Created in 2010, Mozilla’s Rust programming language is fast increasing in popularity. Compared to other languages, Rust ensures better performance and improved software security. We’d like to share our knowledge about practical applications of Rust features. This article is the second part of our Rust Programming Language Tutorial, and is written for developers who want to use Rust for software programming.

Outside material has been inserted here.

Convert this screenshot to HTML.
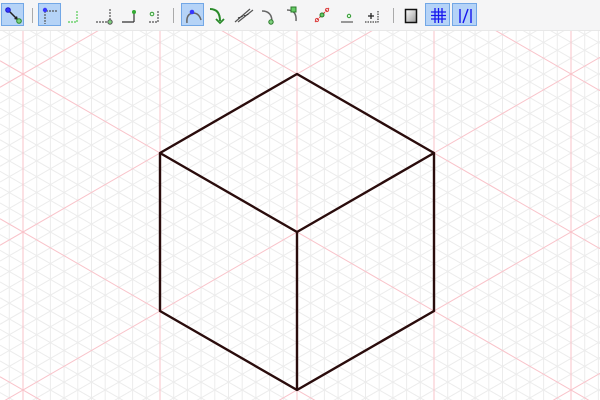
<!DOCTYPE html>
<html><head><style>
html,body{margin:0;padding:0;width:600px;height:400px;overflow:hidden;background:#fff;font-family:"Liberation Sans",sans-serif}
#tb{position:absolute;left:0;top:0;width:600px;height:30px;background:#f5f5f6;border-bottom:1px solid #e8e8e8;overflow:hidden}
.b{position:absolute;top:3px;width:23px;height:23px;box-sizing:border-box}
.s{background:#b5d3f7;border:1px solid #72a7e6}
.sep{position:absolute;top:8px;width:1px;height:15px;background:#aaa}
svg.i{position:absolute;left:0;top:0}
#g{position:absolute;left:0;top:31px;display:block}
</style></head><body>
<div id="tb">
<div class="b s" style="left:1px"><svg class="i" width="23" height="23"><line x1="7" y1="7" x2="14" y2="14" stroke="#222" stroke-width="1.5"/><path d="M12 15 L16 16 L15 12Z" fill="#222"/><circle cx="6" cy="6" r="2.3" fill="#3636ff" stroke="#1a1acc"/><circle cx="17" cy="17" r="2.3" fill="#7fd07f" stroke="#2a8a2a"/></svg></div>
<div class="sep" style="left:32px"></div>
<div class="b s" style="left:38px"><svg class="i" width="23" height="23"><path d="M6 7 V20 M7 7 H18" stroke="#555" stroke-dasharray="2 1" stroke-width="1.2" fill="none"/><circle cx="6" cy="6" r="2.2" fill="#3636ff"/></svg></div>
<svg style="position:absolute;left:62px;top:3px" width="120" height="23"><path d="M15 8 V19 M6 19 H15" stroke="#5c5" stroke-dasharray="2 1" stroke-width="1.2" fill="none"/>
<path d="M48 6 V18 M34 19 H45" stroke="#555" stroke-dasharray="2 1" stroke-width="1.2" fill="none"/><circle cx="48" cy="19" r="2.2" fill="#7fd07f" stroke="#555"/>
<path d="M72 10 V19 M60 19 H72" stroke="#333" stroke-width="1.2" fill="none"/><circle cx="72" cy="9" r="2" fill="#3a3" />
<path d="M96 8 V19 M87 19 H96" stroke="#555" stroke-dasharray="2 1" stroke-width="1.2" fill="none"/><circle cx="90" cy="11" r="1.8" fill="#dfd" stroke="#393"/></svg>
<div class="sep" style="left:173px"></div>
<div class="b s" style="left:181px"><svg class="i" width="23" height="23"><path d="M5 19 Q4 10 11 9 Q17 9 19 16" stroke="#666" stroke-width="1.5" fill="none"/><circle cx="10" cy="8" r="2.3" fill="#3636ff"/></svg></div>
<svg style="position:absolute;left:205px;top:3px" width="190" height="23"><path d="M5 6 Q15 6 15 18" stroke="#2a8a2a" stroke-width="2" fill="none"/><path d="M11 16 L15 20 L19 16" stroke="#2a8a2a" stroke-width="1.8" fill="none"/>
<path d="M30 19 L45 6 M33 19 L48 7" stroke="#555" stroke-width="1.2"/><line x1="33" y1="15" x2="44" y2="11" stroke="#333" stroke-dasharray="2 1"/>
<path d="M57 8 Q67 8 67 19" stroke="#666" stroke-width="1.5" fill="none"/><circle cx="66" cy="19" r="2.2" fill="#7fd07f" stroke="#2a7a2a"/>
<path d="M82 7 Q92 7 91 18" stroke="#666" stroke-width="1.5" fill="none"/><rect x="86" y="4" width="5" height="5" fill="#6c6" stroke="#2a7a2a"/>
<path d="M110 19 L124 5" stroke="#d44" stroke-width="1.2" stroke-dasharray="2 1"/><circle cx="117" cy="12" r="2" fill="#6c6" stroke="#2a7a2a"/><circle cx="112" cy="17" r="1.6" fill="none" stroke="#d44"/><circle cx="122" cy="7" r="1.6" fill="none" stroke="#d44"/>
<path d="M136 19 H148" stroke="#666" stroke-width="1.3"/><circle cx="144" cy="13" r="1.7" fill="#dfd" stroke="#393"/>
<path d="M160 19 H173 M173 8 V20" stroke="#444" stroke-dasharray="1.5 1" stroke-width="1.2"/><path d="M163 13 H169 M166 10 V16" stroke="#222" stroke-width="1.3"/></svg>
<div class="sep" style="left:393px"></div>
<svg style="position:absolute;left:404px;top:8px" width="16" height="16"><defs><linearGradient id="lg" x1="0" y1="0" x2="1" y2="1"><stop offset="0" stop-color="#fff"/><stop offset="1" stop-color="#999"/></linearGradient></defs><rect x="1.5" y="1.5" width="11" height="13" fill="url(#lg)" stroke="#111" stroke-width="1.5"/></svg>
<div class="b s" style="left:425px;width:25px"><svg class="i" width="25" height="23"><path d="M9 4 V19 M12.5 4 V19 M16 4 V19 M5 8 H20 M5 11.5 H20 M5 15 H20" stroke="#1616ee" stroke-width="1.3"/></svg></div>
<div class="b s" style="left:452px;width:25px"><svg class="i" width="25" height="23"><path d="M7 5 V19 M18 5 V19 M10 19 L15 5" stroke="#1616ee" stroke-width="1.4"/></svg></div>
</div>
<svg id="g" width="600" height="369" viewBox="0 31 600 369"></svg>
<script>
var s=document.getElementById('g'),h='';
var x0=297,y0=74,dx=13.7,dy=15.8;
var sl=7.9/13.7;
function L(a,b,c,d,col,w){h+='<line x1="'+a+'" y1="'+b+'" x2="'+c+'" y2="'+d+'" stroke="'+col+'" stroke-width="'+w+'"/>';}
var fine='#ececec',red='#f9c3ca';
for(var k=-30;k<=30;k++){var x=x0+k*dx;if(x<-1||x>601)continue;var m=((k%10)+10)%10==0;if(!m)L(x,31,x,400,fine,1);}
for(var k=-80;k<=80;k++){var yy=y0+k*dy;var m=((k%10)+10)%10==0;
 if(!m){L(0,yy+x0*sl,600,yy-(600-x0)*sl,fine,1);L(0,yy-x0*sl,600,yy+(600-x0)*sl,fine,1);}}
for(var k=-30;k<=30;k+=10){var x=x0+k*dx;if(x<-1||x>601)continue;L(x,31,x,400,red,1);}
for(var k=-80;k<=80;k+=10){var yy=y0+k*dy;L(0,yy+x0*sl,600,yy-(600-x0)*sl,red,1);L(0,yy-x0*sl,600,yy+(600-x0)*sl,red,1);}
h+='<path d="M297 74 L434 153 L434 311 L297 390 L160 311 L160 153 Z M160 153 L297 232 L434 153 M297 232 V390" fill="none" stroke="#2a0c0c" stroke-width="2.4" stroke-linejoin="round"/>';
s.innerHTML=h;
</script>
</body></html>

This part of the Rust programming tutorial describes Rust features that guarantee memory safety. The Rust language achieves memory safety by using ownership and borrowing, mutability and aliasing, option types for pointers, and initialized variables.

Written by:

Alexey Lozovsky,

Software Designer in System Programming Team

 

Contents:

Guaranteed Memory Safety

   Ownership

   Borowing

   Mutability and Aliasing

   Option Types instead of Null Pointers

   No Uninitialized Variables

Conclusion

Guaranteed Memory Safety

Memory safety is the most prized and advertised feature of Rust. In short, Rust guarantees the absence (or at least the detectability) of various memory-related issues:

  • segmentation faults
  • use-after-free and double-free bugs
  • dangling pointers
  • null dereferences
  • unsafe concurrent modification
  • buffer overflows

These issues are declared as undefined behaviors in C++, but programmers are mostly on their own to avoid them. On the other hand, in Rust, memory-related issues are either immediately reported as compile-time errors or if not then safety is enforced with runtime checks.

Ownership

The core innovation of Rust is ownership and borrowing, closely related to the notion of object lifetime. Every object has a lifetime: the time span in which the object is available for the program to use. There’s also an owner for each object: an entity which is responsible for ending the lifetime of the object. For example, local variables are owned by the function scope. The variable (and the object it owns) dies when execution leaves the scope.

1   fn f() {
2       let v = Foo::new(); // ----+ v's lifetime
3                           //     |
4       /* some code */     //     |
5   }                       // <---+

In this case, the object Foo is owned by the variable v and will die at line 5, when function f() returns.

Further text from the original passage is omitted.